EDMONTON SUN (Alberta) 04 April 05 Love Is A Hard Road, Especially For A Toad (Patrycja Romanowska)
One can hardly think about spring without remembering that it is mating season. At the university, girls are beginning to show up in skirts and fresh highlights.
Pedicures and gym-going have begun to reappear on agendas and finally (!) it would seem the males have begun to funnel some of their beer money into badly needed haircuts. The preening has begun and love will soon be in the air.
To fully appreciate this phenomenon, we should first be glad we are not Welsh toads, especially ones in love. As anyone is bound to do in this season of wonderment, toads in Wales blindly follow their hearts all the way to catastrophe.
It's not the usual disharmony of interests that plagues human relationships either.
Nope.
The toads are troubled because of their unwavering dedication to the mating process - or in the immortal words of an obscure waiter, "doing a little drinking, doing a little dancing and making a little looove."

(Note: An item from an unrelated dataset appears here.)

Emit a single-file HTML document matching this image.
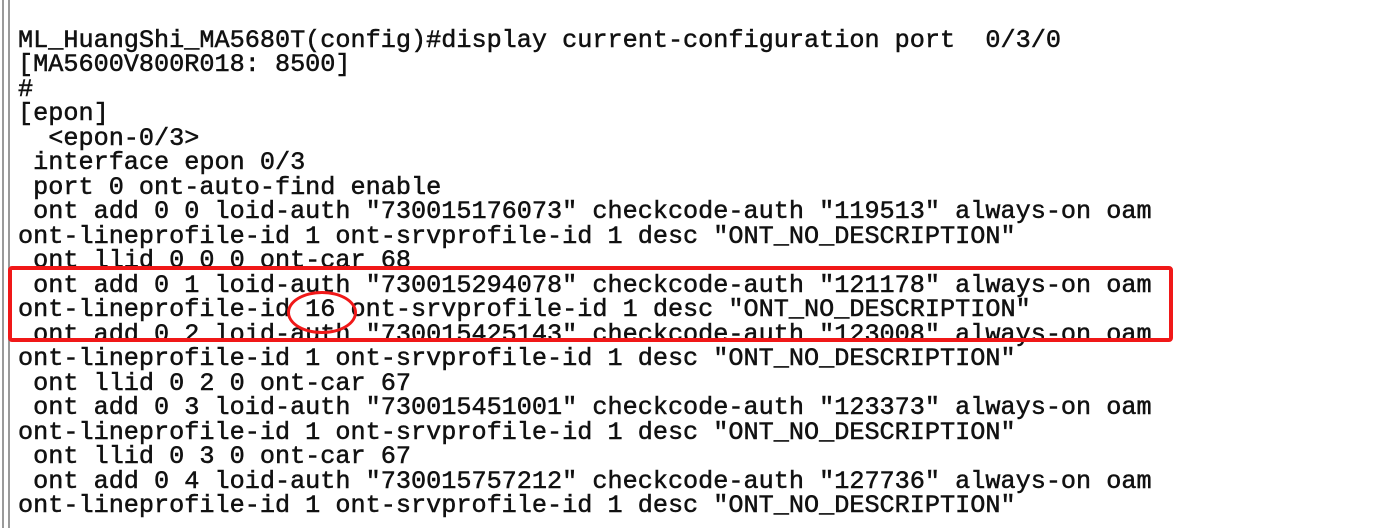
<!DOCTYPE html>
<html><head><meta charset="utf-8"><style>
html,body{margin:0;padding:0;background:#fff;width:1375px;height:528px;overflow:hidden;position:relative}
.b1{position:absolute;left:2px;top:0;width:2px;height:528px;background:#9a9a9a}
.b2{position:absolute;left:8px;top:0;width:2px;height:528px;background:#9a9a9a}
pre{position:absolute;left:18px;top:4px;margin:0;font-family:"Liberation Mono",monospace;font-size:25.2px;line-height:24.5px;color:#111;-webkit-text-stroke:0.5px #111}
.box{position:absolute;left:8px;top:266px;width:1157px;height:68px;border:4px solid #f01818;border-radius:4px}
.ell{position:absolute;left:287px;top:291px;width:64px;height:37px;border:3.5px solid #f01818;border-radius:50%}
</style></head><body>
<div class="b1"></div><div class="b2"></div>
<pre>

ML_HuangShi_MA5680T(config)#display current-configuration port  0/3/0
[MA5600V800R018: 8500]
#
[epon]
  &lt;epon-0/3&gt;
 interface epon 0/3
 port 0 ont-auto-find enable
 ont add 0 0 loid-auth "730015176073" checkcode-auth "119513" always-on oam
ont-lineprofile-id 1 ont-srvprofile-id 1 desc "ONT_NO_DESCRIPTION"
 ont llid 0 0 0 ont-car 68
 ont add 0 1 loid-auth "730015294078" checkcode-auth "121178" always-on oam
ont-lineprofile-id 16 ont-srvprofile-id 1 desc "ONT_NO_DESCRIPTION"
 ont add 0 2 loid-auth "730015425143" checkcode-auth "123008" always-on oam
ont-lineprofile-id 1 ont-srvprofile-id 1 desc "ONT_NO_DESCRIPTION"
 ont llid 0 2 0 ont-car 67
 ont add 0 3 loid-auth "730015451001" checkcode-auth "123373" always-on oam
ont-lineprofile-id 1 ont-srvprofile-id 1 desc "ONT_NO_DESCRIPTION"
 ont llid 0 3 0 ont-car 67
 ont add 0 4 loid-auth "730015757212" checkcode-auth "127736" always-on oam
ont-lineprofile-id 1 ont-srvprofile-id 1 desc "ONT_NO_DESCRIPTION"
</pre>
<div class="box"></div>
<div class="ell"></div>
</body></html>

In order to partake in these springtime rites and uphold the toad population of Powys County, these amphibians must undertake a half-kilometre journey from their habitat in a nearby woodland to a lake where they mate.
According to all known rules of love, the path to happiness is beset with obstacles and, alas, the toads are faced with a hard road to cross - literally.
While hopping to find the love of their life or at least of the season, countless toads have been killed by insensitive motorists on a road that bisects their route. Lacking creativity, the poor creatures have yet to build an overpass or think of an alternative path.
Rather, the amorous amphibians simply continue doing what they have done for over a hundred years and blunder along looking for love the only way they know how. Unfortunately, this approach has yielded the exact opposite of their intent, and their population has decreased from 10,000 to 4,000.
As such, conservationists have spent many a night transporting lovestruck toads in buckets from one ditch to another. The toads that make it still have ridiculous odds to beat in order to repopulate mid-Wales with their offspring, and around 96% of their toadlets are eaten by otters.
The happy news is that the progressive Powys County council, undoubtedly made up entirely of romantics, has decided to close the road for a few nights this April and let the toads hop to it.